College of Agriculture & Environmental Sciences

Unisa campaign puts a bite on rabies

Since its launch in 2016, the Unisa mobile veterinary clinic has been on the road to serve the veterinary needs of communities.

Despite the rain on 7 October 2017, a dedicated team of Unisans from the Department of Agriculture and Animal Health in the College of Agriculture and Environmental Science (CAES) and staff members from the People’s Dispensary for Sick Animals (PDSA) took the mobile veterinary clinic to Soweto.
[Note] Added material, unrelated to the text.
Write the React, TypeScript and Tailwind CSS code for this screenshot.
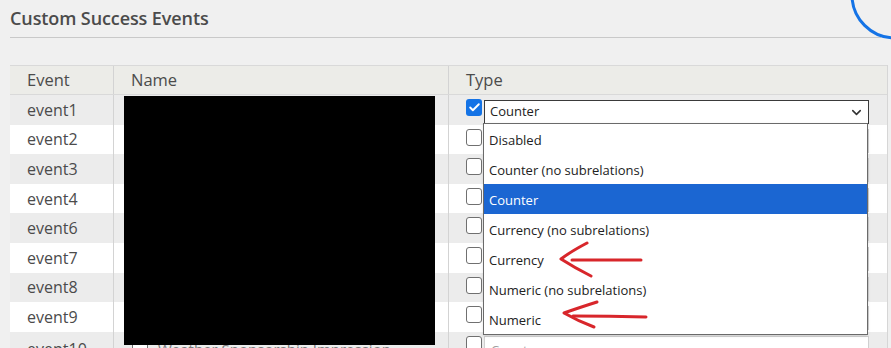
import { ChevronDown, Check } from "lucide-react";

const events = [
  "event1",
  "event2",
  "event3",
  "event4",
  "event6",
  "event7",
  "event8",
  "event9",
];

const options = [
  "Disabled",
  "Counter (no subrelations)",
  "Counter",
  "Currency (no subrelations)",
  "Currency",
  "Numeric (no subrelations)",
  "Numeric",
];

const Box = ({ checked }: { checked?: boolean }) =>
  checked ? (
    <span className="flex h-[17px] w-[16px] items-center justify-center rounded-[3px] bg-[#1473e6]">
      <Check size={13} strokeWidth={3.5} className="text-white" />
    </span>
  ) : (
    <span className="h-[17px] w-[16px] rounded-[3px] border border-[#707070] bg-white" />
  );

export default function App() {
  return (
    <div className="relative h-[348px] w-[891px] overflow-hidden bg-[#f0f0f0] font-['Open_Sans',sans-serif] text-[#4b4b4b]">
      <div className="px-[10px]">
        <h2 className="border-b border-[#c9c9c9] pb-[5px] pt-[4px] text-[18px] font-semibold leading-[28px] tracking-[-0.1px]">
          Custom Success Events
        </h2>
      </div>

      <div className="ml-[10px] mt-[27px] w-[878px] border-r border-[#d6d6d6]">
        {/* header */}
        <div className="grid h-[30px] grid-cols-[103px_335px_440px] border-y border-[#d9d9d9] bg-[#ecece8] text-[16.5px]">
          <div className="flex items-center pl-[17px]">Event</div>
          <div className="flex items-center border-l border-[#d3d3d3] pl-[17px]">Name</div>
          <div className="flex items-center border-l border-[#d3d3d3] pl-[17px]">Type</div>
        </div>

        {events.map((ev, i) => (
          <div
            key={ev}
            className={`grid h-[29.6px] grid-cols-[103px_335px_440px] text-[16px] ${
              i % 2 === 0 ? "bg-[#ececec]" : "bg-white"
            }`}
          >
            <div className="flex items-center pl-[17px]">{ev}</div>
            <div className="border-l border-[#d3d3d3]" />
            <div className="flex items-start border-l border-[#d3d3d3] pl-[17px] pt-[4px]">
              <Box checked={i === 0} />
              {i === 0 ? (
                <div className="ml-[2px] mt-[1px] flex h-[24px] w-[385px] items-center justify-between border border-[#3a3a3a] bg-white pl-[5px] pr-[4px] text-[13px] text-[#222]">
                  <span>Counter</span>
                  <ChevronDown size={15} strokeWidth={2.5} className="text-[#333]" />
                </div>
              ) : (
                <div className="ml-[2px] h-[24px] w-[385px] border border-[#d0d0d0] bg-white" />
              )}
            </div>
          </div>
        ))}

        {/* event10 */}
        <div className="grid h-[30px] grid-cols-[103px_335px_440px] bg-[#ececec] text-[16px]">
          <div className="flex items-start pl-[17px] pt-[5px]">event10</div>
          <div className="flex items-start gap-[10px] border-l border-[#d3d3d3] pl-[18px] pt-[6px]">
            <Box />
            <span className="text-[15px] text-[#7a7a7a]">Weather Sponsorship Impression</span>
          </div>
          <div className="flex items-start border-l border-[#d3d3d3] pl-[17px] pt-[4px]">
            <Box />
            <div className="ml-[2px] flex h-[24px] w-[385px] items-center border border-[#d0d0d0] bg-white pl-[6px] pt-[6px] text-[13px] text-[#a0a0a0]">
              Counter
            </div>
          </div>
        </div>
      </div>

      {/* redaction */}
      <div className="absolute left-[124px] top-[96px] h-[249px] w-[311px] bg-black" />

      {/* open dropdown list */}
      <div className="absolute left-[483px] top-[123px] w-[385px] border border-[#6a6a6a] bg-white text-[13px] text-[#222] shadow-sm">
        {options.map((o) => (
          <div
            key={o}
            className={`flex h-[30px] items-center pl-[5px] pt-[3px] ${
              o === "Counter" ? "bg-[#1b66d2] text-white" : ""
            }`}
          >
            {o}
          </div>
        ))}
      </div>

      {/* blue ring */}
      <svg className="absolute left-[840px] top-[-10px]" width="60" height="60">
        <circle cx="55" cy="5" r="43" fill="none" stroke="#1473e6" strokeWidth="3" />
      </svg>

      {/* red arrows */}
      <svg className="pointer-events-none absolute inset-0" width="891" height="348">
        <g fill="none" stroke="#d8262b" strokeWidth="3" strokeLinecap="round" strokeLinejoin="round">
          <path d="M641 260 L572 260" />
          <path d="M587 243 Q570 252 561 259 Q575 268 591 276" />
          <path d="M646 317 Q610 316 573 316" />
          <path d="M597 302 Q578 308 564 313 Q578 321 594 327" />
        </g>
      </svg>
    </div>
  );
}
The PDSA provides a veterinary welfare service in South Africa through donations and supports communities.

The aim of the campaign is to bring awareness to communities of rabies, the importance of vaccinating pets and why it is important to neuter or spay pets.

According to the World Health Organisation, an average of 60 000 people die from rabies annually. Rabies is a viral, lethal disease that is transmitted to both humans and other mammals via bites and scratches from an infected animal. It mainly causes an inflammation of the brain. Once the symptoms of rabies appear, the person or animal rarely survives the disease, even with treatment. The prevention of rabies in humans depends on decreasing the disease in the animal kingdom and the compulsory vaccination of susceptible animals is the best way to prevent the disease from spreading.

The team explained the benefits of surgically sterilising pets. Besides preventing unwanted animals from being born, other reasons to spay or neuter your dog include preventing uterine infections and breast tumours in female dogs, and preventing testicular cancer and prostate problems in male dogs.

On the day, more than 60 dogs were vaccinated and 15 sterilisation procedures were carried out in the mobile clinic.

This partnership between CAES and the PDSA is mutually beneficial as it provides an opportunity for staff members to share knowledge and identify research needs, and for animal health student technicians to train “hands on” while interacting with and tackling needs in communities. With this scheduled continuous interaction, the Department of Agriculture and Animal Health is on a roadshow to define tomorrow for our communities.

The PDSA comprised Dr Achilles Kamtubayi, Dr Michael Ciwawa, and team, while the Unisa team included Dr David Mashigo, Dr Keleabetswe Malepe, Charne Etsebeth, Boitumelo Ditle, and Dr Prudence Kayoka (Department of Agriculture and Animal Health, CAES).